Monday, June 9, 2014

The Three Hardest Words

The Three Hardest Words: In the World to Get Right by Leonard Sweet
From the back cover:
"Popular culture has ruined love's reputation by redefining it first as romance, and then as lust...to fully understand love, we also need to find out who we are in God's eyes and whom we are commanded to love."

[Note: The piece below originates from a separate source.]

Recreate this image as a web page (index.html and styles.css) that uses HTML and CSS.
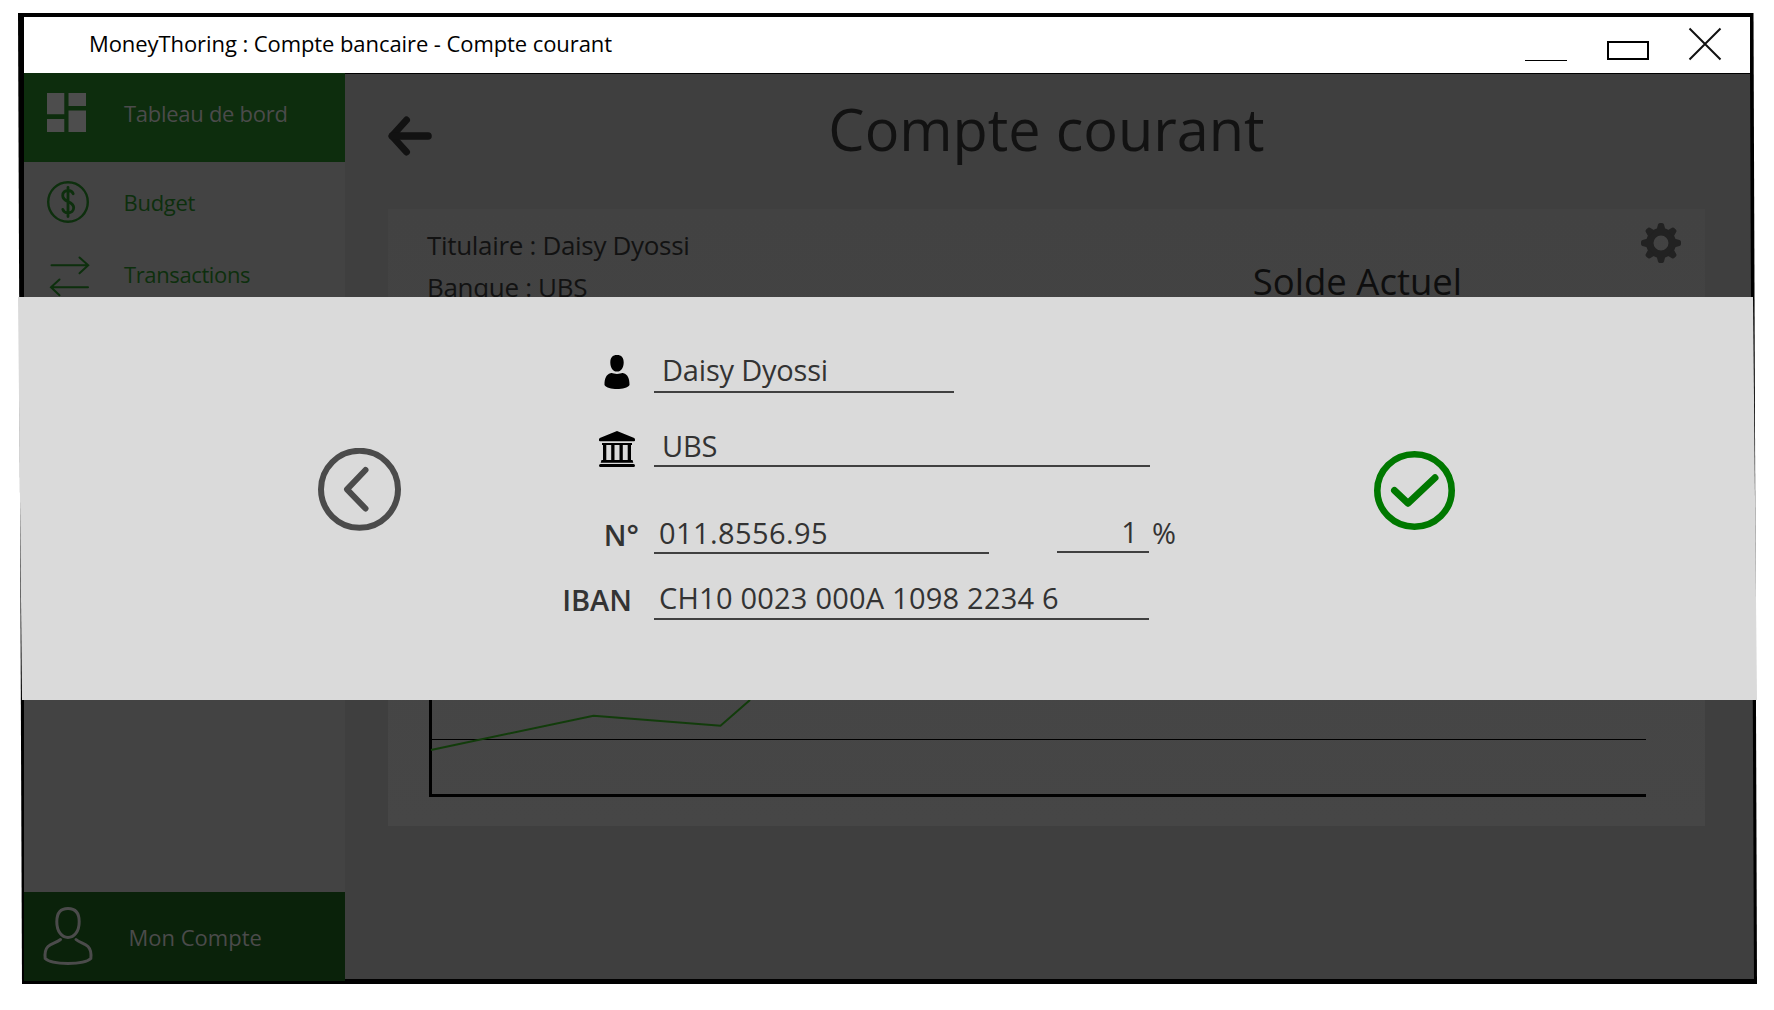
FILE: index.html
```html
<!DOCTYPE html>
<html lang="fr">
<head>
<meta charset="utf-8">
<title>MoneyThoring : Compte bancaire - Compte courant</title>
<link rel="stylesheet" href="styles.css">
</head>
<body>
<div class="window">
  <header class="titlebar">
    <span class="titlebar-text">MoneyThoring : Compte bancaire - Compte courant</span>
    <div class="controls">
      <span class="minimize"></span>
      <span class="maximize"></span>
      <svg class="close" width="34" height="34" viewBox="0 0 34 34"><path d="M1.500 1.500 32.500 32.500M32.500 1.500 1.500 32.500" fill="none" stroke="#111" stroke-width="2"/></svg>
    </div>
  </header>
  <div class="content">
    <nav class="sidebar">
      <div class="item active">
        <svg class="icon" width="52" height="52" viewBox="0 0 52 52"><path d="M5 6h17.300v21.300H5zM26.500 6H44v13H26.500zM5 32h17.300v13H5zM26.500 23.500H44V45H26.500z" fill="#4d4d4d"/></svg>
        <span class="t-dash">Tableau de bord</span>
      </div>
      <div class="item budget">
        <svg class="icon" width="52" height="52" viewBox="0 0 52 52" fill="none" stroke="#0d2f0d"><circle cx="26" cy="26" r="19.800" stroke-width="2.400"/><path d="M26 11.500v29M31.200 17.800c-1-2.400-3-3.300-5.200-3.300-3.200 0-5.300 2-5.300 5 0 3.400 2.600 4.900 5.300 6.100 3 1.300 5.700 2.900 5.700 6 0 3.400-2.400 5.300-5.700 5.300-2.400 0-4.400-1-5.200-3.500" stroke-width="2.800" stroke-linecap="round"/></svg>
        <span class="t-budget">Budget</span>
      </div>
      <div class="item transactions">
        <svg class="icon" width="52" height="52" viewBox="0 0 52 52" fill="none" stroke="#0d2f0d" stroke-width="2" stroke-linecap="round"><path d="M9.500 15.300H46M37.500 7.500l8.700 7.800-8.700 8M46 37.300H9.500M17.500 29.500l-8.500 7.800 8.500 8"/></svg>
        <span class="t-trans">Transactions</span>
      </div>
      <div class="item account">
        <svg class="icon" width="52" height="60" viewBox="0 0 52 60" fill="none" stroke="#4b4b4b" stroke-width="3" stroke-linecap="round"><path d="M26 2.500c7.500 0 11.200 4.500 11.200 13.200 0 9.600-4.800 15.800-11.200 15.800s-11.200-6.200-11.200-15.800C14.800 7 18.500 2.500 26 2.500z"/><path d="M18.500 33.500c-4 3.300-9 3.600-12.500 7-3 3-3.300 7.500-2.800 12 6.500 6.500 39.100 6.500 45.600 0 .5-4.500.2-9-2.800-12-3.500-3.400-8.500-3.700-12-7"/></svg>
        <span class="t-account">Mon Compte</span>
      </div>
    </nav>
    <main class="main">
      <div class="page-head">
        <svg class="back" width="46" height="40" viewBox="0 0 46 40" fill="none" stroke="#121212" stroke-linecap="round" stroke-linejoin="round"><path d="M18.500 4 4 20 18.500 36" stroke-width="7"/><path d="M4.500 20h35.500" stroke-width="7.600"/></svg>
        <h1>Compte courant</h1>
      </div>
      <section class="card">
        <div class="card-head">
          <div class="owner"><p>Titulaire : Daisy Dyossi</p><p>Banque : UBS</p></div>
          <div class="balance">Solde Actuel</div>
          <svg class="gear" width="40" height="40" viewBox="-20 -20 40 40"><g fill="#222"><path fill-rule="evenodd" d="M0-15A15 15 0 1 1 0 15 15 15 0 1 1 0-15zM0-7.500A7.500 7.500 0 1 0 0 7.500 7.500 7.500 0 1 0 0-7.500z"/><path id="teeth" d="M-4.500-13 -3-18.500Q-2.500-20-1-20H1Q2.500-20 3-18.500L4.500-13zM-4.500 13-3 18.500Q-2.500 20-1 20H1Q2.500 20 3 18.500L4.500 13z"/><use href="#teeth" transform="rotate(45)"/><use href="#teeth" transform="rotate(90)"/><use href="#teeth" transform="rotate(135)"/></g></svg>
        </div>
        <svg class="chart" width="1217" height="300" viewBox="0 0 1217 300">
          <path d="M2 242.500H1217" stroke="#000" fill="none"/>
          <path d="M1.500 0V298.500H1217" stroke="#000" stroke-width="3" fill="none"/>
          <path d="M2 253 164.500 218.700 291.500 228.700 321 203" stroke="#123c0b" stroke-width="2" fill="none"/>
        </svg>
      </section>
    </main>
  </div>
</div>

<div class="dialog">
  <svg class="cancel" width="84" height="84" viewBox="0 0 84 84" fill="none" stroke="#4b4b4b" stroke-width="6"><circle cx="41.500" cy="41.300" r="38.500"/><path d="M47.500 22 29 41.300 47.500 60.500" stroke-linecap="round" stroke-linejoin="round"/></svg>
  <form class="form">
    <div class="row r1">
      <div class="label"><svg width="26" height="36" viewBox="0 0 26 36"><path d="M13 1c4.500 0 6.700 2.500 6.700 7.500S17.300 17.600 13 17.600 6.300 13.500 6.300 8.500 8.500 1 13 1zM6.500 19.200C8.500 18.500 10 20 13 20s4.500-1.500 6.500-.8C24 20.500 25.600 25 25.500 31c-3 5.300-22 5.300-25 0C.4 25 2 20.500 6.500 19.200z"/></svg></div>
      <span class="field">Daisy Dyossi</span>
    </div>
    <div class="row r2">
      <div class="label"><svg width="36" height="36" viewBox="0 0 36 36"><path d="M18 0 35.200 7Q36 7.500 36 8.500V9.500Q36 10.300 35 10.300H1Q0 10.300 0 9.500V8.500Q0 7.500 .8 7zM3 12h30v2h-1v15h1.500l.8 2.800H1.700L2.500 29H4V14H3zM7.300 14v15h4.900V14zM15.500 14v15h5V14zM23.800 14v15h4.900V14zM1.500 33h33q1.500 0 1.500 1.500T34.500 36h-33Q0 36 0 34.500T1.500 33z" fill-rule="evenodd"/></svg></div>
      <span class="field">UBS</span>
    </div>
    <div class="row r3">
      <div class="label">N°</div>
      <span class="field number">011.8556.95</span>
      <span class="field rate">1</span><span class="percent">%</span>
    </div>
    <div class="row r4">
      <div class="label">IBAN</div>
      <span class="field">CH10 0023 000A 1098 2234 6</span>
    </div>
  </form>
  <svg class="confirm" width="82" height="80" viewBox="0 0 82 80" fill="none" stroke="#007800"><ellipse cx="40.500" cy="39.500" rx="37.200" ry="36.200" stroke-width="6.600"/><path d="M20.500 39.500 34 52.200 61 26.800" stroke-width="7" stroke-linecap="round" stroke-linejoin="round"/></svg>
</div>
</body>
</html>
```
FILE: styles.css
```css
* { box-sizing: border-box; }
body {
  margin: 0;
  padding: 13px 0 0 18px;
  height: 1010px;
  overflow: hidden;
  position: relative;
  background: #fff;
  font-family: "Open Sans", "Noto Sans", sans-serif;
}
h1, p { margin: 0; font-weight: 400; }
svg { display: block; flex: none; }
span { white-space: nowrap; }

/* The frame leans slightly to the right towards its foot. */
.window {
  width: 1739px;
  height: 971px;
  padding: 4px 3px 3px 6px;
  background: #000;
  display: flex;
  flex-direction: column;
  clip-path: polygon(0 0, 1735.500px 0, 1739px 100%, 4px 100%);
}

.titlebar {
  height: 56px;
  width: 1726px;
  flex: none;
  background: #fff;
  display: flex;
  justify-content: space-between;
  padding: 0 28px 3px 65px;
}
.titlebar-text { font-size: 22px; line-height: 53px; letter-spacing: -0.08px; color: #000; }
.controls { display: flex; align-items: flex-start; }
.minimize { width: 42px; height: 1px; background: #000; margin: 43px 40px 0 0; }
.maximize { width: 42px; height: 19px; border: 2px solid #000; margin: 24px 39px 0 0; }
.close { margin-top: 10px; }

.content { flex: 1; display: flex; min-height: 0; }

.sidebar {
  width: 321px;
  background: #434343;
  color: #0d2f0d;
  display: flex;
  flex-direction: column;
  font-size: 22px;
  line-height: 30px;
  letter-spacing: -0.28px;
}
.item { display: flex; align-items: center; padding-left: 18px; }
.active { height: 89px; background: #0d2d0d; color: #4b4b4b; padding-bottom: 9px; }
.budget { height: 80px; }
.transactions { height: 68px; }
.transactions span { margin-bottom: 4px; letter-spacing: -0.38px; }
.account { height: 89px; margin-top: auto; background: #0a220a; color: #4b4b4b; letter-spacing: 0; }
.account .icon { margin-bottom: 2px; }
.t-dash, .t-trans { margin-left: 30px; }
.t-budget { margin-left: 29.5px; }
.t-account { margin-left: 34.5px; }

.main {
  width: 1409px;
  height: 906px;
  padding: 0 49px 0 43px;
  border-top: 1px solid #000;
  background: #3f3f3f;
  clip-path: polygon(0 0, 1405px 0, 1409px 100%, 0 100%);
}
.page-head {
  height: 135px;
  padding-top: 11px;
  display: grid;
  grid-template-columns: 46px 1fr 46px;
}
.back { margin-top: 31px; }
h1 { font-size: 57.6px; line-height: 88px; text-align: center; color: #121212; }

.card {
  width: 1317px;
  height: 617px;
  background: linear-gradient(#424242, #464646);
  padding: 14px 24px 29px 39px;
  display: flex;
  flex-direction: column;
  justify-content: space-between;
  color: #121212;
}
.card-head { display: flex; align-items: flex-start; }
.owner { padding-top: 1px; font-size: 26px; line-height: 42px; letter-spacing: -0.32px; }
.balance { margin: 33px 179px 0 auto; font-size: 36.5px; line-height: 50px; color: #0e0e0e; }
.chart { margin-left: 2px; }

.dialog {
  position: absolute;
  left: 18px;
  top: 297px;
  width: 1739px;
  height: 403px;
  background: #dadada;
  clip-path: polygon(0 0, 1735px 0, 1739px 100%, 4px 100%);
  display: flex;
  color: #333;
  font-size: 29px;
  line-height: 40px;
}
.cancel { margin: 151px 0 0 300px; }
.confirm { margin: 154px 301px 0 auto; }
.form { margin: 48px 0 0 141px; width: 640px; }
.row { display: flex; align-items: flex-end; }
.r1 { height: 48px; }
.r2 { height: 74px; line-height: 38px; }
.r3 { height: 87px; line-height: 38px; }
.r4 { height: 66px; }
.label { width: 111px; flex: none; font-weight: 600; display: flex; justify-content: flex-end; }
.field { border-bottom: 2px solid #404040; padding-left: 5px; letter-spacing: 0.22px; }
.r1 .label { padding: 0 24.500px 3px 0; }
.r2 .label { padding-right: 19px; }
.r3 .label { padding-right: 15px; }
.r4 .label { padding-right: 22px; }
.r1 .field { width: 300px; padding: 0 0 1px 8px; letter-spacing: -0.2px; }
.r2 .field { width: 496px; padding-left: 8px; letter-spacing: -0.2px; }
.r4 .field { width: 495px; }
.field.number { width: 335px; letter-spacing: 0.42px; }
.field.rate { width: 92px; margin: 0 3px 1px 68px; padding: 0 11px 0 0; text-align: right; }
.percent { margin-bottom: 2px; }
```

Here are some provocative thoughts from the book:

pg. 49 - the verbs we use with "kingdom" and the verbs the Scriptures use with "kingdom." We use words like build, bring in, advance, establish, achieve. Scripture uses words like enter, find, cherish, given...see the difference?
pg. 77 - pop culture as the dominant authority figure for most of our "stories"
pg. 82 - BRILLIANT!!! "our first act of autonomy is to limit our autonomy."
pg. 83 - the USAmerican church has sold itself out to a culture of self-absorption and consumption. Period.
pg. 97 - the Jewish folk tale of the Pike
pg. 99 - "Salvation is basically the unleashing of the latent." Think about that for a minute or two and then think about what you believe about salvation. The book goes on to say, "salvation is not primarily about the afterlife or heaven, but about the integrity of our life in the here and now."